▸ Task details
Will you write out the data exactly, excluding every picture?

▸ Raw data
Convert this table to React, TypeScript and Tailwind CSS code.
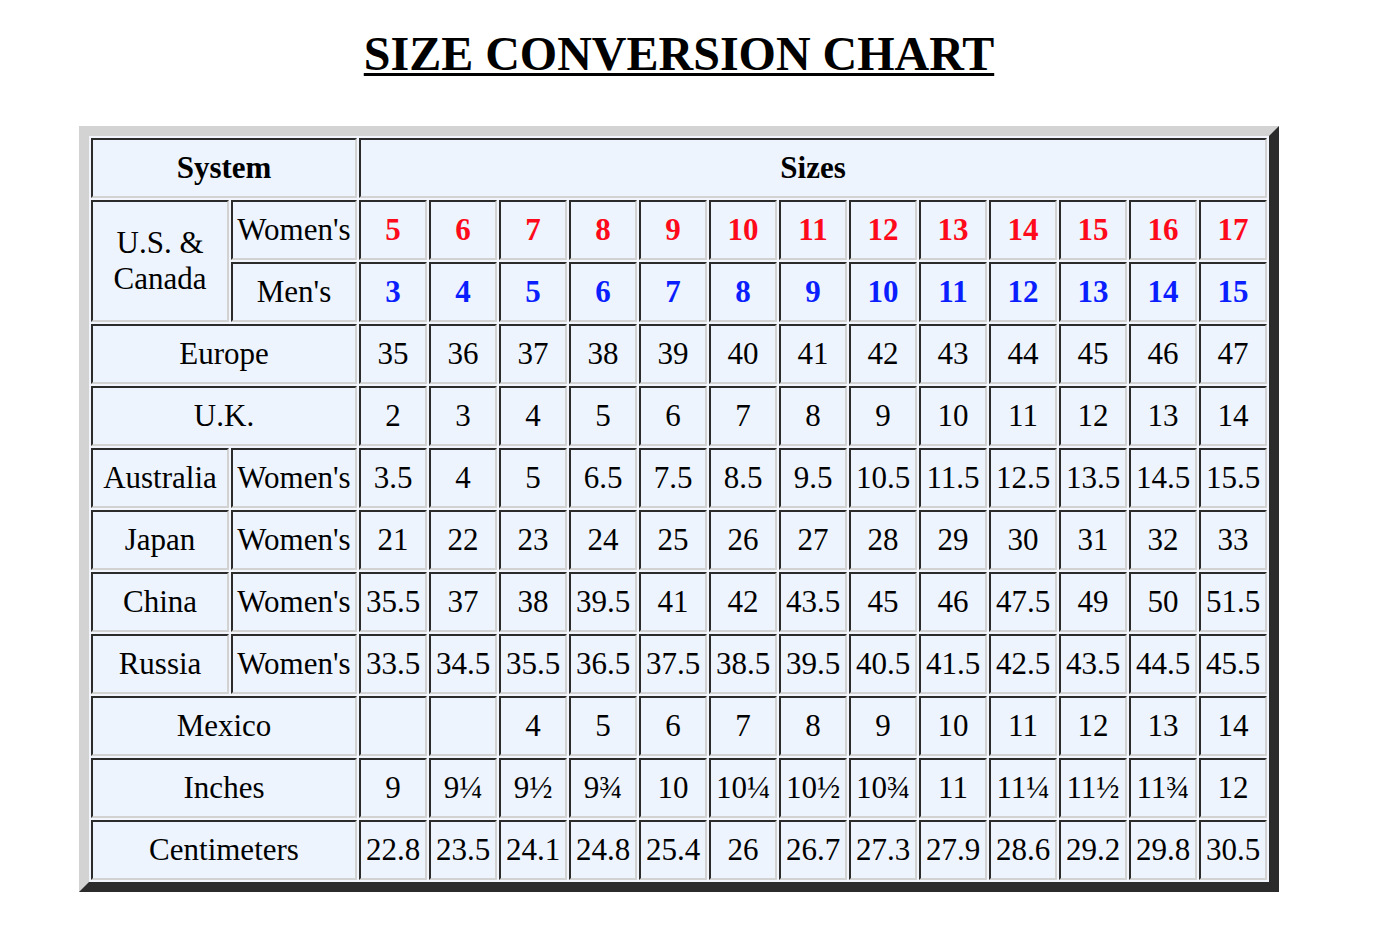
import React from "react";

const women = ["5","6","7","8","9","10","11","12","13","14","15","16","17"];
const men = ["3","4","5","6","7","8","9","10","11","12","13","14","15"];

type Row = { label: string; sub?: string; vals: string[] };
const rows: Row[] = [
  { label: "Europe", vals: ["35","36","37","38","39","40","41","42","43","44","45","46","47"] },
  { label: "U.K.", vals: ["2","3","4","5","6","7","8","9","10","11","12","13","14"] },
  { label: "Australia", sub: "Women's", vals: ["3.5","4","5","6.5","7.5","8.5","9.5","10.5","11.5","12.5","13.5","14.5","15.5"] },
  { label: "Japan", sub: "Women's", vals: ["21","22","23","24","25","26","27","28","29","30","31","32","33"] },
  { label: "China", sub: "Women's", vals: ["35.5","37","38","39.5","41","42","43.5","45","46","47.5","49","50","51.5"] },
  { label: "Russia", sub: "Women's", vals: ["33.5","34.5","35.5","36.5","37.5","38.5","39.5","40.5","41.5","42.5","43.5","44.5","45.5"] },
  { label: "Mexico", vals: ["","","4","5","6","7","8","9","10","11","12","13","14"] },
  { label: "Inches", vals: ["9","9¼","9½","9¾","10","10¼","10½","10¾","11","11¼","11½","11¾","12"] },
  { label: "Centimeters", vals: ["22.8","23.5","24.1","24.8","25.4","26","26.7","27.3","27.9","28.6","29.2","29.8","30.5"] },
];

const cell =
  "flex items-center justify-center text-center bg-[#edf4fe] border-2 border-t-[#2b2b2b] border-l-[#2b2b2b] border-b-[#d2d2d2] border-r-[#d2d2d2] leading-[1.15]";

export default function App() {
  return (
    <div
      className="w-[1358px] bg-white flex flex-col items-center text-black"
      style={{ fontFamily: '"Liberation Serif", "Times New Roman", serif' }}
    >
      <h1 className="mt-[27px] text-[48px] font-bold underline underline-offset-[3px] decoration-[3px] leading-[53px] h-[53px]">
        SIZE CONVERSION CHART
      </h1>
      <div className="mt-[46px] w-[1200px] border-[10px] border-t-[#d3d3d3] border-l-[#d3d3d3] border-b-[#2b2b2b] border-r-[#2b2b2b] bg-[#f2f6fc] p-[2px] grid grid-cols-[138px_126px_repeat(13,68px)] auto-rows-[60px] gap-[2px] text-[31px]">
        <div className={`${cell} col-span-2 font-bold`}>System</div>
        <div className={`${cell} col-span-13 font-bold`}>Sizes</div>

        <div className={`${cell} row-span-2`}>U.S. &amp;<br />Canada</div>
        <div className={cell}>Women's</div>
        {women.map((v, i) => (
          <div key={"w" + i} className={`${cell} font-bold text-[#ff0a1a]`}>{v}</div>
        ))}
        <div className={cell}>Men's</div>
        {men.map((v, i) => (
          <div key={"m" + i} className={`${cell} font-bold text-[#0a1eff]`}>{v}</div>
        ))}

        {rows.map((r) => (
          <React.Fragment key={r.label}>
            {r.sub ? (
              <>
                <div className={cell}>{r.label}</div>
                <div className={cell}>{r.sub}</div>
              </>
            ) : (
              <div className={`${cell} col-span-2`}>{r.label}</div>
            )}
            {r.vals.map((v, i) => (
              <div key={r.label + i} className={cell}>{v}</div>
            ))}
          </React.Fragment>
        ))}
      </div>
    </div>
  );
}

▸ The answer
Convert this table to React, TypeScript and Tailwind CSS code.
import React from "react";

const women = ["5","6","7","8","9","10","11","12","13","14","15","16","17"];
const men = ["3","4","5","6","7","8","9","10","11","12","13","14","15"];

type Row = { label: string; sub?: string; vals: string[] };
const rows: Row[] = [
  { label: "Europe", vals: ["35","36","37","38","39","40","41","42","43","44","45","46","47"] },
  { label: "U.K.", vals: ["2","3","4","5","6","7","8","9","10","11","12","13","14"] },
  { label: "Australia", sub: "Women's", vals: ["3.5","4","5","6.5","7.5","8.5","9.5","10.5","11.5","12.5","13.5","14.5","15.5"] },
  { label: "Japan", sub: "Women's", vals: ["21","22","23","24","25","26","27","28","29","30","31","32","33"] },
  { label: "China", sub: "Women's", vals: ["35.5","37","38","39.5","41","42","43.5","45","46","47.5","49","50","51.5"] },
  { label: "Russia", sub: "Women's", vals: ["33.5","34.5","35.5","36.5","37.5","38.5","39.5","40.5","41.5","42.5","43.5","44.5","45.5"] },
  { label: "Mexico", vals: ["","","4","5","6","7","8","9","10","11","12","13","14"] },
  { label: "Inches", vals: ["9","9¼","9½","9¾","10","10¼","10½","10¾","11","11¼","11½","11¾","12"] },
  { label: "Centimeters", vals: ["22.8","23.5","24.1","24.8","25.4","26","26.7","27.3","27.9","28.6","29.2","29.8","30.5"] },
];

const cell =
  "flex items-center justify-center text-center bg-[#edf4fe] border-2 border-t-[#2b2b2b] border-l-[#2b2b2b] border-b-[#d2d2d2] border-r-[#d2d2d2] leading-[1.15]";

export default function App() {
  return (
    <div
      className="w-[1358px] bg-white flex flex-col items-center text-black"
      style={{ fontFamily: '"Liberation Serif", "Times New Roman", serif' }}
    >
      <h1 className="mt-[27px] text-[48px] font-bold underline underline-offset-[3px] decoration-[3px] leading-[53px] h-[53px]">
        SIZE CONVERSION CHART
      </h1>
      <div className="mt-[46px] w-[1200px] border-[10px] border-t-[#d3d3d3] border-l-[#d3d3d3] border-b-[#2b2b2b] border-r-[#2b2b2b] bg-[#f2f6fc] p-[2px] grid grid-cols-[138px_126px_repeat(13,68px)] auto-rows-[60px] gap-[2px] text-[31px]">
        <div className={`${cell} col-span-2 font-bold`}>System</div>
        <div className={`${cell} col-span-13 font-bold`}>Sizes</div>

        <div className={`${cell} row-span-2`}>U.S. &amp;<br />Canada</div>
        <div className={cell}>Women's</div>
        {women.map((v, i) => (
          <div key={"w" + i} className={`${cell} font-bold text-[#ff0a1a]`}>{v}</div>
        ))}
        <div className={cell}>Men's</div>
        {men.map((v, i) => (
          <div key={"m" + i} className={`${cell} font-bold text-[#0a1eff]`}>{v}</div>
        ))}

        {rows.map((r) => (
          <React.Fragment key={r.label}>
            {r.sub ? (
              <>
                <div className={cell}>{r.label}</div>
                <div className={cell}>{r.sub}</div>
              </>
            ) : (
              <div className={`${cell} col-span-2`}>{r.label}</div>
            )}
            {r.vals.map((v, i) => (
              <div key={r.label + i} className={cell}>{v}</div>
            ))}
          </React.Fragment>
        ))}
      </div>
    </div>
  );
}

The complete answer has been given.